Which is supposed to blur the lines between fiction and reality. On purpose.
And anyone who has ever come across a real delulu or stumbled on one of those 'ship analysis videos' That's Bad.

Real Bad.

But you can see where it comes from how they could have gotten that idea, because if The Uncivil War is true then why not 10 Best Taekook videos
You can then also see why (explicit) RPF makes people uncomfortable - because subconsciously they think you are pushing for your story to be seen as a documentary instead of fiction.

Which is where the old 'don't assume people's sexuality' argument comes in.
Which makes people uncomfortable because to them sexuality might be a hot button issue/close to identity and they want to protect their favourite celebrities from being exposed to that sort of speculation
Conclusion: What now?

I think if I wanted to do anything with this thread it's not about making everyone suddenly a RPF enthusiast - I certainly wasn't until BTS forced me into it (lol)

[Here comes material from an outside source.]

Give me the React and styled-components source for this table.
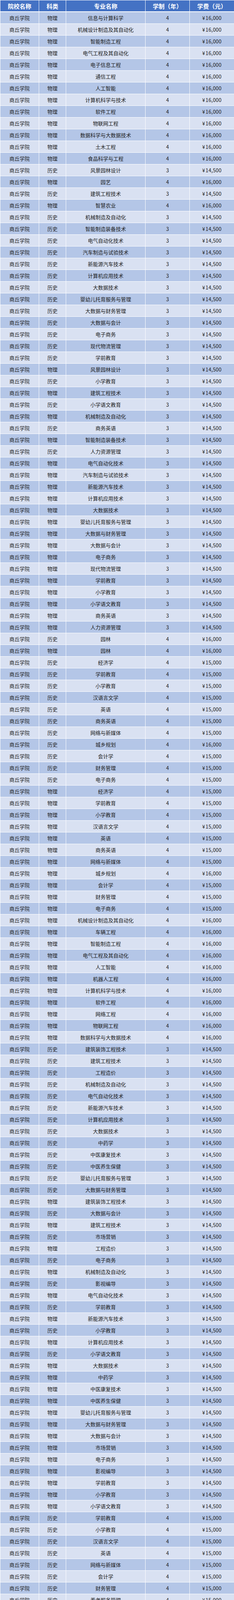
import React from "react";
import styled, { createGlobalStyle } from "styled-components";

const GlobalStyle = createGlobalStyle`
  html, body {
    margin: 0;
    padding: 0;
    background: #ffffff;
  }
  body {
    font-family: "Noto Sans CJK SC", "Noto Sans", "Liberation Sans", sans-serif;
    line-height: 1;
  }
`;

const W = "物理";
const L = "历史";

const group = (subject, years, fee, majors) =>
  majors.map((m) => ({ subject, major: m, years, fee }));

const mix = (years, fee, pairs) =>
  pairs.map(([subject, major]) => ({ subject, major, years, fee }));

const DATA = [
  ...group(W, 4, "16,000", [
    "信息与计算科学",
    "机械设计制造及其自动化",
    "智能制造工程",
    "电气工程及其自动化",
    "电子信息工程",
    "通信工程",
    "人工智能",
    "计算机科学与技术",
    "软件工程",
    "物联网工程",
    "数据科学与大数据技术",
    "土木工程",
    "食品科学与工程",
  ]),
  ...group(L, 3, "14,500", ["风景园林设计"]),
  ...group(W, 4, "16,000", ["园艺"]),
  ...group(L, 3, "14,500", ["建筑工程技术"]),
  ...group(W, 4, "16,000", ["智慧农业"]),
  ...mix(3, "14,500", [
    [L, "机械制造及自动化"],
    [L, "智能制造装备技术"],
    [L, "电气自动化技术"],
    [L, "汽车制造与试验技术"],
    [L, "新能源汽车技术"],
    [L, "计算机应用技术"],
    [L, "大数据技术"],
    [L, "婴幼儿托育服务与管理"],
    [L, "大数据与财务管理"],
    [L, "大数据与会计"],
    [L, "电子商务"],
    [L, "现代物流管理"],
    [L, "学前教育"],
    [W, "风景园林设计"],
    [L, "小学教育"],
    [W, "建筑工程技术"],
    [L, "小学语文教育"],
    [W, "机械制造及自动化"],
    [L, "商务英语"],
    [W, "智能制造装备技术"],
    [L, "人力资源管理"],
  ]),
  ...group(W, 3, "14,500", [
    "电气自动化技术",
    "汽车制造与试验技术",
    "新能源汽车技术",
    "计算机应用技术",
    "大数据技术",
    "婴幼儿托育服务与管理",
    "大数据与财务管理",
    "大数据与会计",
    "电子商务",
    "现代物流管理",
    "学前教育",
    "小学教育",
    "小学语文教育",
    "商务英语",
    "人力资源管理",
  ]),
  ...group(L, 4, "16,000", ["园林"]),
  ...group(W, 4, "16,000", ["园林"]),
  ...group(L, 4, "15,000", [
    "经济学",
    "学前教育",
    "小学教育",
    "汉语言文学",
    "英语",
    "商务英语",
    "网络与新媒体",
  ]),
  ...group(L, 4, "16,000", ["城乡规划"]),
  ...group(L, 4, "15,000", ["会计学", "财务管理", "电子商务"]),
  ...group(W, 4, "15,000", [
    "经济学",
    "学前教育",
    "小学教育",
    "汉语言文学",
    "英语",
    "商务英语",
    "网络与新媒体",
  ]),
  ...group(W, 4, "16,000", ["城乡规划"]),
  ...group(W, 4, "15,000", ["会计学", "财务管理", "电子商务"]),
  ...group(W, 4, "16,000", [
    "机械设计制造及其自动化",
    "车辆工程",
    "智能制造工程",
    "电气工程及其自动化",
    "人工智能",
    "机器人工程",
    "计算机科学与技术",
    "软件工程",
    "网络工程",
    "物联网工程",
    "数据科学与大数据技术",
  ]),
  ...group(L, 3, "14,500", [
    "建筑装饰工程技术",
    "建筑工程技术",
    "工程造价",
    "机械制造及自动化",
    "电气自动化技术",
    "新能源汽车技术",
    "计算机应用技术",
    "大数据技术",
    "中药学",
    "中医康复技术",
    "中医养生保健",
    "婴幼儿托育服务与管理",
    "大数据与财务管理",
  ]),
  ...mix(3, "14,500", [
    [W, "建筑装饰工程技术"],
    [L, "大数据与会计"],
    [W, "建筑工程技术"],
    [L, "市场营销"],
    [W, "工程造价"],
    [L, "电子商务"],
    [W, "机械制造及自动化"],
    [L, "影视编导"],
    [W, "电气自动化技术"],
    [L, "学前教育"],
    [W, "新能源汽车技术"],
    [L, "小学教育"],
    [W, "计算机应用技术"],
    [L, "小学语文教育"],
  ]),
  ...group(W, 3, "14,500", [
    "大数据技术",
    "中药学",
    "中医康复技术",
    "中医养生保健",
    "婴幼儿托育服务与管理",
    "大数据与财务管理",
    "大数据与会计",
    "市场营销",
    "电子商务",
    "影视编导",
    "学前教育",
    "小学教育",
    "小学语文教育",
  ]),
  ...group(L, 4, "15,000", [
    "学前教育",
    "小学教育",
    "汉语言文学",
    "英语",
    "网络与新媒体",
    "会计学",
    "财务管理",
    "养老服务管理",
    "物流管理",
    "电子商务",
  ]),
  ...group(W, 4, "15,000", [
    "学前教育",
    "小学教育",
    "汉语言文学",
    "英语",
    "网络与新媒体",
    "会计学",
    "财务管理",
    "养老服务管理",
    "物流管理",
    "电子商务",
    "数字经济",
    "工程造价",
  ]),
  ...group(L, 4, "15,000", ["广播电视编导"]),
  ...group(W, 4, "15,000", ["广播电视编导"]),
];

const Table = styled.div`
  width: 598px;
  box-sizing: border-box;
  padding: 1px 0 1px 1px;
  display: flex;
  flex-direction: column;
  gap: 1px;
  background: #ffffff;
`;

const Grid = styled.div`
  display: grid;
  grid-template-columns: 98px 68px 202px 112px 1fr;
  grid-template-rows: 100%;
  column-gap: 1px;
  flex: none;
  overflow: hidden;
`;

const HeaderRow = styled(Grid)`
  height: 28px;
  margin-bottom: 1px;
`;

const Row = styled(Grid)`
  height: 29px;
`;

const HeadCell = styled.div`
  background: #4472c4;
  color: #ffffff;
  font-weight: 700;
  font-size: 15px;
  line-height: 1;
  display: flex;
  align-items: center;
  justify-content: center;
  white-space: nowrap;
  overflow: hidden;
  min-height: 0;
`;

const Cell = styled.div`
  background: ${(p) => (p.$odd ? "#b4c6e7" : "#d9e1f2")};
  color: #1c1c1c;
  font-size: 13px;
  line-height: 1;
  display: flex;
  align-items: center;
  justify-content: center;
  white-space: nowrap;
  overflow: hidden;
  min-height: 0;
`;

const Fee = styled(Cell)`
  letter-spacing: 0.2px;
`;

const Yen = styled.span`
  margin-right: 1px;
`;

export default function App() {
  return (
    <>
      <GlobalStyle />
      <Table>
        <HeaderRow>
          <HeadCell>院校名称</HeadCell>
          <HeadCell>科类</HeadCell>
          <HeadCell>专业名称</HeadCell>
          <HeadCell>学制（年）</HeadCell>
          <HeadCell>学费（元）</HeadCell>
        </HeaderRow>
        {DATA.map((r, i) => {
          const odd = i % 2 === 0;
          return (
            <Row key={i}>
              <Cell $odd={odd}>商丘学院</Cell>
              <Cell $odd={odd}>{r.subject}</Cell>
              <Cell $odd={odd}>{r.major}</Cell>
              <Cell $odd={odd}>{r.years}</Cell>
              <Fee $odd={odd}>
                <Yen>¥</Yen>
                {r.fee}
              </Fee>
            </Row>
          );
        })}
      </Table>
    </>
  );
}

I just want you to critically examine people calling it out as 'wrong' and *why* they do so.
Do they actually find it wrong or do they think any RPF is trying to portray *reality as is* instead of *reality as it could be*, because every "official" RPF they have ever been exposed to used that narrative to get butts in seats.
In actuality, in its best form, That's not what RPF, at heart, even *about*.

It's, as any fiction, using a fictional construct - be it of a real person or of a fictional person - to express yourself. To write stories you want to see. To create a reality you enjoy.
And isn't that something to be cherished and treasured? Something to celebrate?